New Observations of the Strongly Magnetic O-star NGC 1624-2 Reveal Its Magnetic South Pole

TL;DR

This study presents new spectropolarimetric observations of NGC 1624-2, revealing its magnetic south pole and confirming a longer rotational period, which implies a different magnetic geometry than previously thought.

Contribution

The paper provides the first direct detection of the magnetic south pole in NGC 1624-2, resolving previous ambiguities about its magnetic geometry and rotational period.

Findings

Confirmed the longer rotational period of ~306 days.

Detected a strong negative (south) magnetic polarity.

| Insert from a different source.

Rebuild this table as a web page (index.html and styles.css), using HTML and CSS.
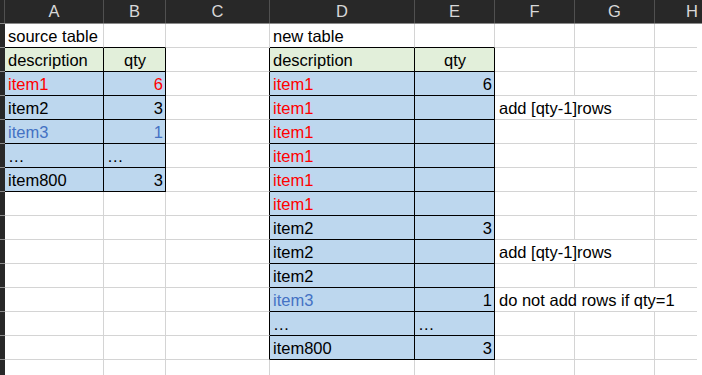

Suggested both magnetic poles are similarly oriented relative to our line of sight.

Abstract

NCG 1624-2 has the strongest detected magnetic field of all known main-sequence O-type stars. It was originally found that its magnetospheric emission lines followed a $\sim$5 month periodicity, and the existing line-of-sight magnetic measurements were predominantly of strong positive (north) polarity. As such, the field's geometric interpretation has been a mildly tilted (with respect to the rotational axis) dipole, such that only the magnetic north pole is visible during a rotation cycle. However, S. Seadrow et al. (2026) recently reported that new magnetospheric observations no longer phased with the established ephemeris and that the period had to be decreased by a few days. S. Seadrow et al. (2026) also found that existing magnetic measurements did not rule out a period twice as long (306.56 d). This period suggests a different magnetic configuration with a larger dipolar tilt, making both magnetic poles visible over a single rotation. Because previous spectropolarimetric observations did not have sufficient phase coverage to distinguish between the geometries, both were equally viable. In this paper, we present new spectropolarimetric observations obtained specifically to resolve this ambiguity. Our new magnetic measurements have a strong negative (south) polarity, confirming that the rotational period of NGC 1624-2 is indeed nearly twice as long as previously thought. Our measurements show that both poles come within a similar angle to our line of sight and likely have roughly the same local magnetic field strength (with a dipolar strength of 15-20 kG or more depending on the inclination angle).